Aussi les musulmans sont-ils favorables à une certaine équité historique au regard des difficultés que le culte musulman éprouve pour financer ses édifices religieux. Ce n’est pas faute de voir les fidèles aux conditions de vie modestes se saigner aux quatre veines. Il n’est pas rare de voir des femmes faire don de leurs bijoux pour voir s’édifier un lieu digne de recueillement.

Certes, des hommes politiques ont réfléchi à une dérogation provisoire de la loi de 1905 pour remédier à cette injustice à l’égard des cultes installés après 1905. Comme au début du siècle dernier, pour la construction de la Grande Mosquée de Paris, bâtie en hommage aux 70 000 musulmans morts lors de la Première Guerre mondiale. Il ne serait pas incongru d’imaginer, au nom du sacrifice des millions de travailleurs venus d’Afrique du Nord pour reconstruire la France, une dérogation provisoire de financement de mosquées par l’État, tel un hommage.

Il est à craindre qu’une dérogation ouvre la boîte de Pandore : les esprits étant à vif, certains voudront en découdre avec une telle initiative, qui marquerait, selon eux, l’emprise d’une hyperpuissance (fantasmée) de l’islam. Les levées de bouclier iraient à l’encontre de l’esprit de laïcité qui veut l’apaisement. C’est donc aux musulmans d’être créatifs et ingénieux pour ne pas bousculer les esprits. Non pas par soumission, mais par responsabilité.

Deux types de solutions peuvent être proposés. D’ordre économique, d’abord. D’année en année, la grande distribution s’enrichit de linéaires aux produits alimentaires halal. Le marché de produits carnés halal est évalué à 5 milliards d’euros par an, soit le double du marché bio. Mais quantité de fraudes sur ce marché contreviennent au caractère halal des produits. Les organismes de contrôle sont donc devenus indispensables.

Pour mener à bien leur mission, ces organismes se rémunèrent par le biais d’une taxe que l’industriel ou l’artisan répercute sur le consommateur final. Une taxe issue du secteur halal qui serait en partie reversée pour financer les lieux de culte et leur entretien pourrait apporter, chaque année, plusieurs centaines de millions d’euros. La Fondation des œuvres de l’islam, créée en 2007 mais jusqu’à présent restée lettre morte, se chargerait de recueillir et d’allouer ces sommes aux projets de mosquée.
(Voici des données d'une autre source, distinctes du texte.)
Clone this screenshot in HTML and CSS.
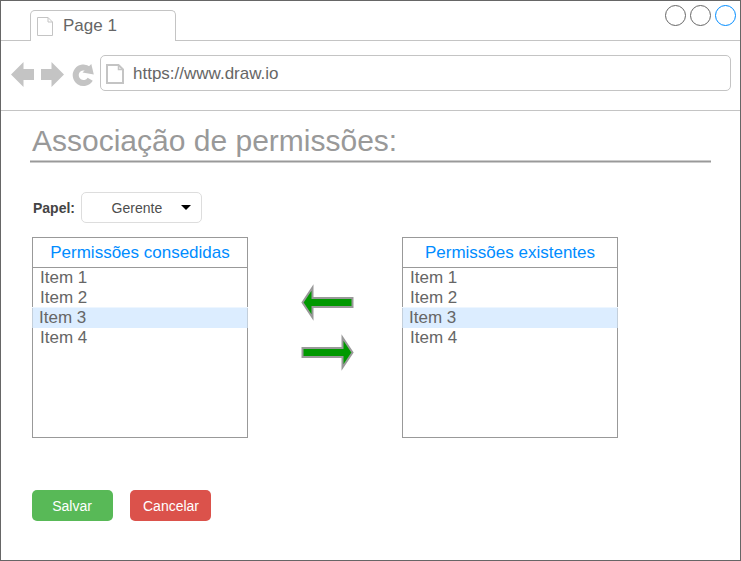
FILE: index.html
```html
<!DOCTYPE html>
<html lang="pt">
<head>
<meta charset="utf-8">
<title>Associação de permissões</title>
<link rel="stylesheet" href="styles.css">
</head>
<body>
<div class="window">
  <header class="tabs">
    <div class="tabs-lead"></div>
    <div class="tab">
      <svg class="tab-icon" width="16" height="19" viewBox="0 0 16 19"><path d="M.5.5H11L15.500 5V18.500H.5ZM11 .5V5H15.500"/></svg>
      <span>Page 1</span>
    </div>
    <div class="tabs-rest">
      <i class="dot"></i><i class="dot"></i><i class="dot dot-active"></i>
    </div>
  </header>
  <nav class="toolbar">
    <svg class="nav-icons" width="89" height="30" viewBox="10 60 89 30">
      <path class="solid" d="M11 74.500L23.500 62V69H34V80H23.500V87Z"/>
      <path class="solid" d="M64 74.500L51.500 62V69H41V80H51.500V87Z"/>
      <path class="reload" d="M90.200 79.200A7.800 7.800 0 1 1 88.500 69.200"/>
      <path class="solid" d="M91.300 64L93.800 74.500L82.500 72.500Z"/>
    </svg>
    <div class="address">
      <svg class="page-icon" width="18" height="20" viewBox="0 0 18 20"><path d="M1 1H12.500L17 5.500V19H1Z"/><path class="fold" d="M12.500 1V5.500H17"/></svg>
      <span>https://www.draw.io</span>
    </div>
  </nav>
  <main class="content">
    <h1>Associação de permissões:</h1>
    <svg class="rule" width="681" height="3"><path d="M0 1.500H681"/></svg>
    <div class="role">
      <label>Papel:</label>
      <div class="select"><span>Gerente</span><svg width="10" height="5" viewBox="0 0 10 5"><path d="M0 0H10L5 5Z"/></svg></div>
    </div>
    <div class="lists">
      <section class="list">
        <h2>Permissões consedidas</h2>
        <ul><li>Item 1</li><li>Item 2</li><li class="selected">Item 3</li><li>Item 4</li></ul>
      </section>
      <svg class="arrows" width="54" height="90" viewBox="300 283 54 90">
        <path d="M302.500 302.500L312.500 287.500V298H352.500V307H312.500V317.500Z"/>
        <path d="M352.500 352.500L342.500 337.500V348H302.500V357H342.500V367.500Z"/>
      </svg>
      <section class="list">
        <h2>Permissões existentes</h2>
        <ul><li>Item 1</li><li>Item 2</li><li class="selected">Item 3</li><li>Item 4</li></ul>
      </section>
    </div>
    <div class="actions">
      <button class="save">Salvar</button>
      <button class="cancel">Cancelar</button>
    </div>
  </main>
</div>
</body>
</html>
```
FILE: styles.css
```css
* { box-sizing: border-box; }
body {
  margin: 0;
  background: #fff;
  font: 17px/20px "Liberation Sans", Arial, sans-serif;
  color: #666;
}
svg { display: block; flex: none; fill: none; }
.window { width: 741px; height: 561px; border: 1px solid #666; }

.tabs { display: flex; height: 40px; }
.tabs-lead { width: 29px; border-bottom: 1px solid #c4c4c4; }
.tab {
  display: flex;
  width: 146px;
  margin-top: 9px;
  padding: 5px 0 0 6px;
  border: 1px solid #c4c4c4;
  border-bottom: 0;
  border-radius: 5px 5px 0 0;
}
.tab-icon { margin-top: 1px; stroke: #c4c4c4; }
.tab span { margin-left: 10px; }
.tabs-rest {
  flex: 1;
  display: flex;
  justify-content: flex-end;
  gap: 4px;
  padding: 4px 4px 0 0;
  border-bottom: 1px solid #c4c4c4;
}
.dot { width: 21px; height: 21px; border: 1px solid #666; border-radius: 50%; }
.dot-active { border-color: #008cff; }

.toolbar {
  display: flex;
  height: 70px;
  padding: 14px 9px 0;
  border-bottom: 1px solid #c4c4c4;
}
.nav-icons { margin-top: 5px; margin-right: 1px; }
.solid { fill: #c4c4c4; }
.reload { stroke: #c4c4c4; stroke-width: 6; }
.address {
  display: flex;
  align-items: center;
  width: 631px;
  height: 36px;
  padding-left: 5px;
  border: 1px solid #c4c4c4;
  border-radius: 5px;
}
.page-icon { margin-top: 1px; stroke: #c4c4c4; stroke-width: 2; }
.page-icon .fold { stroke-width: 1.500; }
.address span { margin-left: 9px; padding-top: 2px; }

.content { padding: 12px 0 0 29px; }
h1 { margin: 0 0 0 2px; font-size: 30px; font-weight: 400; line-height: 36px; color: #999; }
.rule { margin-top: 1px; stroke: #999; stroke-width: 2; }
.role { display: flex; margin: 29px 0 0 3px; font-size: 14px; line-height: 33px; color: #4d4d4d; }
.role label { width: 48px; height: 31px; font-weight: 700; color: #444; }
.select {
  display: flex;
  align-items: center;
  width: 121px;
  height: 31px;
  padding-left: 29.600px;
  border: 1px solid #ddd;
  border-radius: 5px;
}
.select span { padding-top: 1px; }
.select svg { margin-left: 19px; fill: #000; }
.lists { display: flex; margin: 14px 0 0 2px; }
.list { width: 216px; height: 201px; border: 1px solid #999; }
.list h2 {
  height: 30px;
  margin: 0;
  border-bottom: 1px solid #999;
  font-size: 17px;
  font-weight: 400;
  line-height: 29px;
  text-align: center;
  color: #008cff;
}
.list ul { margin: 0; padding: 0; list-style: none; }
.list li { height: 20px; padding-left: 7px; line-height: 20px; }
.list .selected {
  margin: 0 -1px;
  padding-left: 6px;
  border: solid #c3cfdb;
  border-width: 0 1px;
  background: #dcedff;
  box-shadow: 0 -1px #edf6ff;
}
.arrows { margin: 46px 48px 0 52px; fill: #009900; stroke: #999; stroke-width: 2; }
.actions { display: flex; gap: 17px; margin: 52px 0 0 2px; }
button {
  width: 81px;
  height: 31px;
  padding: 2px 0 0;
  border: 0;
  border-radius: 5px;
  font: 14px/29px "Liberation Sans", Arial, sans-serif;
  color: #fff;
}
.save { padding-right: 1px; background: #58b957; }
.cancel { padding-left: 1px; background: #db524b; }
```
D’ordre fiscal, ensuite. 5 millions d’euros est le ticket moyen nécessaire pour construire une mosquée. Un million d’euros revient à l’État par le biais du versement de la TVA de 19,6 %. La suppression, ou du moins l’allégement de la TVA à 5,5 % sur les constructions de lieux de culte permettrait de rendre la récolte des dons moins pesante sur les donateurs musulmans, dont l’apport économique est essentiel pour la construction des 2 000 projets de mosquées en France.


* Mohammed Colin est cofondateur et directeur de la publication de Saphirnews.com et de Salamnews.